I've now had a chance to fly the production-model Parrot AR.Drones enough time to have a good feel for how it it flies under a range of conditions, and how it differs from the prototype that I've been flying for six months. Here's a brief review:
The package: The box comes with the AR.Drone, indoor and outdoor bodies, a 1,000 MaH LiPo battery and charger, plugs for various country electrical outlets, and a target.
Indoor flight: This is where the AR.Drones shines. Press one button, and the props spin up, then shift into high speed for a rock-solid take off. It then hovers at about three feet, waiting for further instructions. In n00b mode (right button), you can rotate and go up and down. In pilot mode (left button), you can fly forward and back, left and right. Combine the two, and you basically have a full range of control.
The optical-flow position hold works best on a textured surface, like a patterned carpet or tiled floor. On a totally featureless floor (concrete or smooth, unpatterned carpet) it can tend to drift a bit.
As you fly over furniture, the ultrasonic altitude hold can get confused. Sometimes it goes up as you fly over a sofa, say, and sometimes it goes down. Sometimes it gets so confused the AR.Drones goes to the ceiling. But in general, it does a quite good job.

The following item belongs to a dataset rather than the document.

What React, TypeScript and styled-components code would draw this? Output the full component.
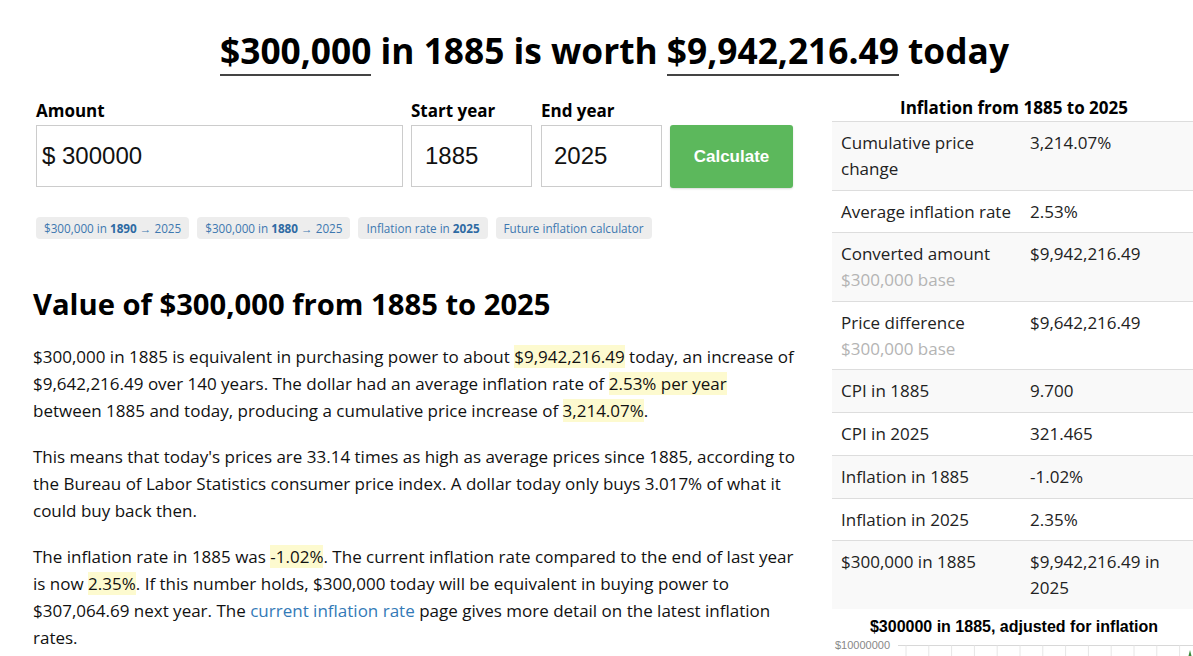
import React from "react";
import styled, { createGlobalStyle } from "styled-components";

const GlobalStyle = createGlobalStyle`
  html, body { margin: 0; padding: 0; background: #fff; overflow-x: hidden; }
  body { font-family: "Open Sans", "Noto Sans", sans-serif; color: #111; }
  * { box-sizing: border-box; }
`;

const Page = styled.div`
  width: 1163px;
  margin-left: 33px;
`;

const Title = styled.h1`
  margin: 28px 0 0;
  text-align: center;
  font-size: 35.3px;
  line-height: 44px;
  font-weight: 700;
  color: #000;
`;

const Under = styled.span`
  border-bottom: 2.5px solid #444;
  padding-bottom: 0;
`;

const Columns = styled.div`
  display: grid;
  grid-template-columns: 764px 364px;
  column-gap: 35px;
  margin-top: 25px;
  align-items: start;
`;

const Left = styled.div`
  display: flex;
  flex-direction: column;
`;

const Form = styled.div`
  display: flex;
  align-items: flex-end;
  gap: 8px;
  padding-left: 3px;
`;

const Field = styled.label<{ $w: number }>`
  display: flex;
  flex-direction: column;
  width: ${(p) => p.$w}px;
  margin-right: ${(p) => (p.$w < 200 ? 1 : 0)}px;
`;

const FieldLabel = styled.span`
  font-weight: 700;
  font-size: 17px;
  line-height: 28px;
  color: #000;
`;

const InputBox = styled.div<{ $pad: number }>`
  height: 62px;
  border: 1px solid #ccc;
  display: flex;
  align-items: center;
  padding-left: ${(p) => p.$pad}px;
  font-family: "Liberation Sans", Arial, sans-serif;
  font-size: 24px;
  color: #111;
`;

const CalcButton = styled.button`
  width: 123px;
  height: 63px;
  border: none;
  border-radius: 3px;
  background: #5cb85c;
  color: #fff;
  font-family: "Liberation Sans", Arial, sans-serif;
  font-weight: 700;
  font-size: 17px;
  box-shadow: 0 1px 2px rgba(0, 0, 0, 0.15);
  padding: 0;
  margin-bottom: -1px;
  margin-left: -1px;
`;

const Pills = styled.div`
  display: flex;
  gap: 8px;
  margin-top: 30px;
  padding-left: 3px;
`;

const Pill = styled.span`
  display: inline-flex;
  align-items: center;
  height: 22px;
  padding: 0 8px;
  background: #ededed;
  border-radius: 4px;
  font-size: 11.7px;
  color: #3d78b0;
  white-space: nowrap;
  b { font-weight: 700; color: #2e6aa3; }
`;

const H2 = styled.h2`
  margin: 46px 0 0;
  font-size: 29.2px;
  line-height: 38px;
  font-weight: 700;
  color: #000;
`;

const P = styled.p`
  margin: 20px 0 0;
  font-size: 17px;
  line-height: 27px;
  color: #111;
  & + & { margin-top: 19px; }
`;

const Hl = styled.span`
  background: #fdfacf;
`;

const Link = styled.a`
  color: #337ab7;
  text-decoration: none;
`;

const Right = styled.div`
  display: flex;
  flex-direction: column;
`;

const TableTitle = styled.div`
  text-align: center;
  font-weight: 700;
  font-size: 17px;
  line-height: 24px;
  color: #000;
  margin-top: -1px;
  margin-bottom: 1px;
`;

const Table = styled.div`
  display: flex;
  flex-direction: column;
  border-top: 1px solid #ddd;
`;

const Row = styled.div<{ $odd: boolean }>`
  display: grid;
  grid-template-columns: 189px 1fr;
  background: ${(p) => (p.$odd ? "#f9f9f9" : "#fff")};
  border-bottom: 1px solid #ddd;
  padding: 8px 0;
  font-size: 17px;
  line-height: 25.75px;
  color: #222;
  &:last-child { border-bottom: none; }
`;

const Cell = styled.div`
  padding: 0 6px 0 9px;
`;

const Sub = styled.div`
  color: #b4b4b4;
`;

const ChartTitle = styled.div`
  margin-top: 9px;
  text-align: center;
  font-family: "Liberation Sans", Arial, sans-serif;
  font-weight: 700;
  font-size: 16px;
  line-height: 18px;
  color: #000;
`;

const ChartSvg = styled.svg`
  display: block;
  margin-top: 2px;
`;

const rows: { label: string; sub?: string; value: string }[] = [
  { label: "Cumulative price change", value: "3,214.07%" },
  { label: "Average inflation rate", value: "2.53%" },
  { label: "Converted amount", sub: "$300,000 base", value: "$9,942,216.49" },
  { label: "Price difference", sub: "$300,000 base", value: "$9,642,216.49" },
  { label: "CPI in 1885", value: "9.700" },
  { label: "CPI in 2025", value: "321.465" },
  { label: "Inflation in 1885", value: "-1.02%" },
  { label: "Inflation in 2025", value: "2.35%" },
  { label: "$300,000 in 1885", value: "$9,942,216.49 in 2025" },
];

const gridXs = Array.from({ length: 13 }, (_, i) => 74 + i * 22.8);

export default function App() {
  return (
    <>
      <GlobalStyle />
      <Page>
        <Title>
          <Under>$300,000</Under> in 1885 is worth <Under>$9,942,216.49</Under> today
        </Title>
        <Columns>
          <Left>
            <Form>
              <Field $w={367}>
                <FieldLabel>Amount</FieldLabel>
                <InputBox $pad={5}>$ 300000</InputBox>
              </Field>
              <Field $w={121}>
                <FieldLabel>Start year</FieldLabel>
                <InputBox $pad={13}>1885</InputBox>
              </Field>
              <Field $w={121}>
                <FieldLabel>End year</FieldLabel>
                <InputBox $pad={12}>2025</InputBox>
              </Field>
              <CalcButton>Calculate</CalcButton>
            </Form>
            <Pills>
              <Pill>$300,000 in&nbsp;<b>1890</b>&nbsp;→ 2025</Pill>
              <Pill>$300,000 in&nbsp;<b>1880</b>&nbsp;→ 2025</Pill>
              <Pill>Inflation rate in&nbsp;<b>2025</b></Pill>
              <Pill>Future inflation calculator</Pill>
            </Pills>
            <H2>Value of $300,000 from 1885 to 2025</H2>
            <P>
              $300,000 in 1885 is equivalent in purchasing power to about <Hl>$9,942,216.49</Hl> today, an increase of $9,642,216.49 over 140 years. The dollar had an average inflation rate of <Hl>2.53% per year</Hl> between 1885 and today, producing a cumulative price increase of <Hl>3,214.07%</Hl>.
            </P>
            <P>
              This means that today's prices are 33.14 times as high as average prices since 1885, according to the Bureau of Labor Statistics consumer price index. A dollar today only buys 3.017% of what it could buy back then.
            </P>
            <P>
              The inflation rate in 1885 was <Hl>-1.02%</Hl>. The current inflation rate compared to the end of last year is now <Hl>2.35%</Hl>. If this number holds, $300,000 today will be equivalent in buying power to $307,064.69 next year. The <Link href="#">current inflation rate</Link> page gives more detail on the latest inflation rates.
            </P>
          </Left>
          <Right>
            <TableTitle>Inflation from 1885 to 2025</TableTitle>
            <Table>
              {rows.map((r, i) => (
                <Row key={r.label} $odd={i % 2 === 0}>
                  <Cell>
                    {r.label}
                    {r.sub && <Sub>{r.sub}</Sub>}
                  </Cell>
                  <Cell>{r.value}</Cell>
                </Row>
              ))}
            </Table>
            <ChartTitle>$300000 in 1885, adjusted for inflation</ChartTitle>
            <ChartSvg width="364" height="40" viewBox="0 0 364 40">
              <text x="3" y="11" fontFamily="Liberation Sans, Arial, sans-serif" fontSize="11" fill="#888">
                $10000000
              </text>
              <line x1="66" y1="7.5" x2="364" y2="7.5" stroke="#d8d8d8" strokeWidth="1" />
              {gridXs.map((x) => (
                <line key={x} x1={x} y1="7.5" x2={x} y2="40" stroke="#e6e6e6" strokeWidth="1" />
              ))}
              <path d="M356 20 L358 12 L360 20 Z" fill="#3a8a3a" />
            </ChartSvg>
          </Right>
        </Columns>
      </Page>
    </>
  );
}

Total flight time is a bit less than 10 minutes in my experience.
Outdoor flight: This is not the AR.Drone's strongest suit. For starters, it won't fly higher than 15 feet (the range of its ultrasonic sensor). Also, the position hold really only works when there is no wind. Once the wind picks up, the AR.Drone has to tilt and shakes, and the optical flow camera loses its lock. Sometimes that means it just drifts, other times it will scoot off in a random direction after a wind gust.
But if there is no wind, you can fly as far as the wifi connection will let you (I've tested up to about 100 feet)
iPhone interface: The iPhone software is significantly updated from the prototype. As mentioned above, the right button is the equivalent of rudder and elevator, while the left is ailerons (if you'll forgive the plane metaphors). If you release the buttons, the AR.Drone will hold position wherever it is.
My video was laggier than the video shown above; I estimate a .5 to 1 second delay.
One cool thing about the software is that it will update the AR.Drone's onboard firmware if there is an update available (this had to be done with a special USB cable with the prototype).
The current version of the iPhone software is still a bit buggy. About half of the time it falls back to the iPhone's desktop rather than launching the AR.Drone interface.
Gameplay: I haven't tested this. But I do have two AR.Drones, so I'll try to borrow a second iPhone/iPod Touch and give it a try later and update this review.